Some write in coffee shops. Some are lucky enough to have their own offices. Each writer writes in a different place, but those who designate that space solely for their art are the ones who get their “stuff” done.

Create your own writing nook. This space should be your writing space. Not your writing, sometimes checking email, sometimes doodling, phone-is-always-chirping space. The same way psychologists suggest you should only use your bed for sleeping (instead of reading, texting, binge-watching “Friends” … ), the place you choose to work your word-fueled magic should be reserved just for that purpose.

Check back for our upcoming article, “Three Ways to Optimize (and Personalize) Your Writing Space.”

Keep Pen and Paper Handy

In your writing “zone,” your thoughts travel at top speed. Often, these thoughts might stem from, and interfere with, the story you’re trying to work on. You might write one angry exchange between your MCs, a page, maybe two, and then remember you have to buy oranges, because your significant other gets angry when there aren’t any oranges in your kitchen.

Refractory rhymes aside, there are several things that can happen here. That one thought—I need to put oranges on my grocery list—might bounce around in your head until your thought process has completely derailed from the productivity track.

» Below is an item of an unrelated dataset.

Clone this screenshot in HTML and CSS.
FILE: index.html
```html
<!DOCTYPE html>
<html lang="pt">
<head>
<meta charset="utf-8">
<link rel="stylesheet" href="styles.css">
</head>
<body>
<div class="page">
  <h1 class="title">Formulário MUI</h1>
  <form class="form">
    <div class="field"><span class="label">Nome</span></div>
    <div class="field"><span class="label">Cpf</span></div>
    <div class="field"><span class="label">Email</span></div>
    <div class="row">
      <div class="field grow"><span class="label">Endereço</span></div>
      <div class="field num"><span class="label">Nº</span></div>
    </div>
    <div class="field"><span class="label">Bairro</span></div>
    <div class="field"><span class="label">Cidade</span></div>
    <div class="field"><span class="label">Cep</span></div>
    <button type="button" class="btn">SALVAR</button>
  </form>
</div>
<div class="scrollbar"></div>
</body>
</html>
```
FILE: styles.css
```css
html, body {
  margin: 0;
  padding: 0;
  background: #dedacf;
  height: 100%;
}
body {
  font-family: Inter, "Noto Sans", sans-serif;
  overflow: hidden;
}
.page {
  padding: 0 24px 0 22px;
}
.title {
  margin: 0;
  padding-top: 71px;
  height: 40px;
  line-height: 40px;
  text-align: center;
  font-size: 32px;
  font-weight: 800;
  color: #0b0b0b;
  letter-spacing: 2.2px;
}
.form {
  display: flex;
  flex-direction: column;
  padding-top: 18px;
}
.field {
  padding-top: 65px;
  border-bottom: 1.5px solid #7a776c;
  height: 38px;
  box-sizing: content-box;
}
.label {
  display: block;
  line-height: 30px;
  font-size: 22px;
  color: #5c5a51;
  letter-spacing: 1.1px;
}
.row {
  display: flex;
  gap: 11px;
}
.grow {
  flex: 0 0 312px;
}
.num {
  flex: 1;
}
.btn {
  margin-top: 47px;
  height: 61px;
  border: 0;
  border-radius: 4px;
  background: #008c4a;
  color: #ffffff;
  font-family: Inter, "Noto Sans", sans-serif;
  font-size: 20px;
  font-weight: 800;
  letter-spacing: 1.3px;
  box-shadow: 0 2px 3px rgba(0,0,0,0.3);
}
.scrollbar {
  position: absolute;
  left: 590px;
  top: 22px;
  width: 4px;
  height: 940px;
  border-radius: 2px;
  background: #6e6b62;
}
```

The need to buy oranges might somehow end up in your story, which could work out, or take away from the main idea.

Then there’s the worst possibility of all: you might actually get up from your chair to make a note on your grocery list, literally ripping yourself out of your creative mentality and increasing the likelihood that you won’t get anything else written anytime soon.

Keeping a pen and paper next to you will rescue your literary productivity before it has a chance to collapse. As soon as that thought about groceries pops into your head, finish the sentence you’re typing, pick up your pen and jot it down. That way it’s out of your head, on paper and ready for your attention when you’re done writing.

No more excuses, writers. Now that we’ve distracted you for an extended period of time (oops), get back to writing. Eat an orange. Write about oranges. Etcetera.